[Records with interface code]
-- Begin --

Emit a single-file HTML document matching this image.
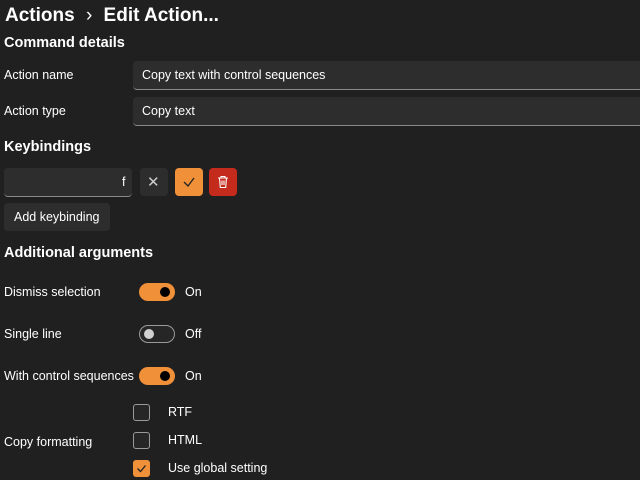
<!DOCTYPE html>
<html><head><style>
body{margin:0;width:640px;height:480px;background:#202020;color:#fff;font-family:"Liberation Sans",sans-serif;overflow:hidden;position:relative}
.a{position:absolute;white-space:nowrap}
.t{font-size:12.5px}
.h{font-size:14.5px;font-weight:bold}
.box{position:absolute;background:#2d2d2d;border-radius:4px;border-bottom:1px solid #8a8a8a;box-sizing:border-box}
.btn{position:absolute;border-radius:4px;box-sizing:border-box}
.tog{position:absolute;width:36px;height:18px;border-radius:10px;box-sizing:border-box}
.on{background:#f0913a}
.on::after{content:"";position:absolute;right:5px;top:4px;width:10px;height:10px;border-radius:50%;background:#000}
.off{border:1px solid #9a9a9a;background:#262626}
.off::after{content:"";position:absolute;left:4px;top:3px;width:10px;height:10px;border-radius:50%;background:#d0d0d0}
.cb{position:absolute;left:133px;width:17px;height:17px;border:1px solid #9a9a9a;border-radius:3px;box-sizing:border-box;background:#262626}
</style></head><body>
<div class="a" style="left:5px;top:5px;font-size:19px;font-weight:bold">Actions <span style="font-weight:normal;margin:0 6px">&#x203A;</span> Edit Action...</div>
<div class="a h" style="left:4px;top:35px">Command details</div>
<div class="a t" style="left:4px;top:68px">Action name</div>
<div class="box" style="left:133px;top:61px;width:510px;height:29px"></div>
<div class="a t" style="left:142px;top:68px">Copy text with control sequences</div>
<div class="a t" style="left:4px;top:104px">Action type</div>
<div class="box" style="left:133px;top:97px;width:510px;height:29px"></div>
<div class="a t" style="left:142px;top:104px">Copy text</div>
<div class="a h" style="left:4px;top:139px">Keybindings</div>
<div class="box" style="left:4px;top:168px;width:128px;height:29px"></div>
<div class="a t" style="left:122px;top:175px">f</div>
<div class="btn" style="left:140px;top:168px;width:28px;height:28px;background:#2d2d2d"></div>
<div class="a" style="left:147px;top:173px;font-size:15px;color:#ccc">&#x2715;</div>
<div class="btn" style="left:175px;top:168px;width:28px;height:28px;background:#f0913a"></div>
<svg class="a" style="left:182px;top:175px" width="14" height="14"><path d="M2 7 L6 11 L12 3" stroke="#222" stroke-width="1.3" fill="none"/></svg>
<div class="btn" style="left:209px;top:168px;width:28px;height:28px;background:#c42b1c"></div>
<svg class="a" style="left:216px;top:175px" width="14" height="14"><path d="M2 3H12M5 3V1.5H9V3M3.5 3L4.3 12.5H9.7L10.5 3M6 5.5V10M8 5.5V10" stroke="#fff" stroke-width="1.1" fill="none"/></svg>
<div class="btn" style="left:4px;top:203px;width:106px;height:28px;background:#2d2d2d"></div>
<div class="a t" style="left:14px;top:210px">Add keybinding</div>
<div class="a h" style="left:4px;top:245px">Additional arguments</div>
<div class="a t" style="left:4px;top:285px">Dismiss selection</div>
<div class="tog on" style="left:139px;top:283px"></div>
<div class="a t" style="left:185px;top:285px">On</div>
<div class="a t" style="left:4px;top:327px">Single line</div>
<div class="tog off" style="left:139px;top:325px"></div>
<div class="a t" style="left:185px;top:327px">Off</div>
<div class="a t" style="left:4px;top:369px">With control sequences</div>
<div class="tog on" style="left:139px;top:367px"></div>
<div class="a t" style="left:185px;top:369px">On</div>
<div class="cb" style="top:404px"></div>
<div class="a t" style="left:168px;top:405px">RTF</div>
<div class="a t" style="left:4px;top:435px">Copy formatting</div>
<div class="cb" style="top:432px"></div>
<div class="a t" style="left:168px;top:433px">HTML</div>
<div class="cb" style="top:460px;background:#f0913a;border-color:#f0913a"></div>
<svg class="a" style="left:135px;top:462px" width="13" height="13"><path d="M2.5 6.5 L5.5 9.5 L10.5 3.5" stroke="#222" stroke-width="1.3" fill="none"/></svg>
<div class="a t" style="left:168px;top:461px">Use global setting</div>
</body></html>
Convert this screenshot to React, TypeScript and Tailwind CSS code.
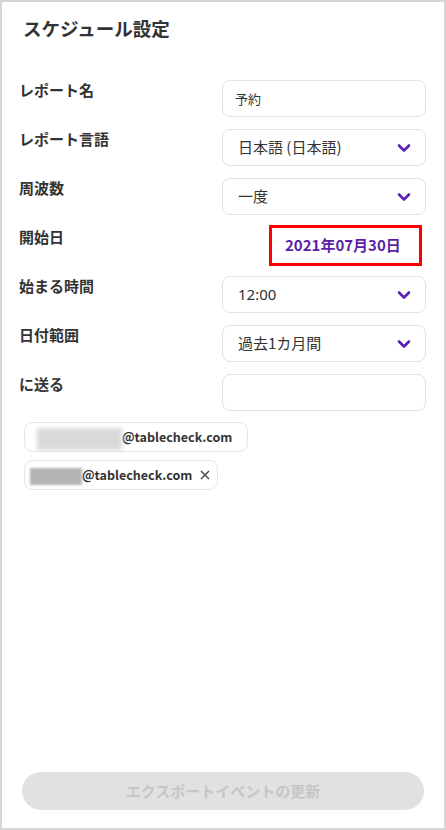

-- End --

• **THE TASK**
Write out the records above exactly as they stand, leaving out every picture.

• **FINISHED TASK**
Emit a single-file HTML document matching this image.
<!DOCTYPE html>
<html><head><style>
body{margin:0;width:640px;height:480px;background:#202020;color:#fff;font-family:"Liberation Sans",sans-serif;overflow:hidden;position:relative}
.a{position:absolute;white-space:nowrap}
.t{font-size:12.5px}
.h{font-size:14.5px;font-weight:bold}
.box{position:absolute;background:#2d2d2d;border-radius:4px;border-bottom:1px solid #8a8a8a;box-sizing:border-box}
.btn{position:absolute;border-radius:4px;box-sizing:border-box}
.tog{position:absolute;width:36px;height:18px;border-radius:10px;box-sizing:border-box}
.on{background:#f0913a}
.on::after{content:"";position:absolute;right:5px;top:4px;width:10px;height:10px;border-radius:50%;background:#000}
.off{border:1px solid #9a9a9a;background:#262626}
.off::after{content:"";position:absolute;left:4px;top:3px;width:10px;height:10px;border-radius:50%;background:#d0d0d0}
.cb{position:absolute;left:133px;width:17px;height:17px;border:1px solid #9a9a9a;border-radius:3px;box-sizing:border-box;background:#262626}
</style></head><body>
<div class="a" style="left:5px;top:5px;font-size:19px;font-weight:bold">Actions <span style="font-weight:normal;margin:0 6px">&#x203A;</span> Edit Action...</div>
<div class="a h" style="left:4px;top:35px">Command details</div>
<div class="a t" style="left:4px;top:68px">Action name</div>
<div class="box" style="left:133px;top:61px;width:510px;height:29px"></div>
<div class="a t" style="left:142px;top:68px">Copy text with control sequences</div>
<div class="a t" style="left:4px;top:104px">Action type</div>
<div class="box" style="left:133px;top:97px;width:510px;height:29px"></div>
<div class="a t" style="left:142px;top:104px">Copy text</div>
<div class="a h" style="left:4px;top:139px">Keybindings</div>
<div class="box" style="left:4px;top:168px;width:128px;height:29px"></div>
<div class="a t" style="left:122px;top:175px">f</div>
<div class="btn" style="left:140px;top:168px;width:28px;height:28px;background:#2d2d2d"></div>
<div class="a" style="left:147px;top:173px;font-size:15px;color:#ccc">&#x2715;</div>
<div class="btn" style="left:175px;top:168px;width:28px;height:28px;background:#f0913a"></div>
<svg class="a" style="left:182px;top:175px" width="14" height="14"><path d="M2 7 L6 11 L12 3" stroke="#222" stroke-width="1.3" fill="none"/></svg>
<div class="btn" style="left:209px;top:168px;width:28px;height:28px;background:#c42b1c"></div>
<svg class="a" style="left:216px;top:175px" width="14" height="14"><path d="M2 3H12M5 3V1.5H9V3M3.5 3L4.3 12.5H9.7L10.5 3M6 5.5V10M8 5.5V10" stroke="#fff" stroke-width="1.1" fill="none"/></svg>
<div class="btn" style="left:4px;top:203px;width:106px;height:28px;background:#2d2d2d"></div>
<div class="a t" style="left:14px;top:210px">Add keybinding</div>
<div class="a h" style="left:4px;top:245px">Additional arguments</div>
<div class="a t" style="left:4px;top:285px">Dismiss selection</div>
<div class="tog on" style="left:139px;top:283px"></div>
<div class="a t" style="left:185px;top:285px">On</div>
<div class="a t" style="left:4px;top:327px">Single line</div>
<div class="tog off" style="left:139px;top:325px"></div>
<div class="a t" style="left:185px;top:327px">Off</div>
<div class="a t" style="left:4px;top:369px">With control sequences</div>
<div class="tog on" style="left:139px;top:367px"></div>
<div class="a t" style="left:185px;top:369px">On</div>
<div class="cb" style="top:404px"></div>
<div class="a t" style="left:168px;top:405px">RTF</div>
<div class="a t" style="left:4px;top:435px">Copy formatting</div>
<div class="cb" style="top:432px"></div>
<div class="a t" style="left:168px;top:433px">HTML</div>
<div class="cb" style="top:460px;background:#f0913a;border-color:#f0913a"></div>
<svg class="a" style="left:135px;top:462px" width="13" height="13"><path d="M2.5 6.5 L5.5 9.5 L10.5 3.5" stroke="#222" stroke-width="1.3" fill="none"/></svg>
<div class="a t" style="left:168px;top:461px">Use global setting</div>
</body></html>
Convert this screenshot to React, TypeScript and Tailwind CSS code.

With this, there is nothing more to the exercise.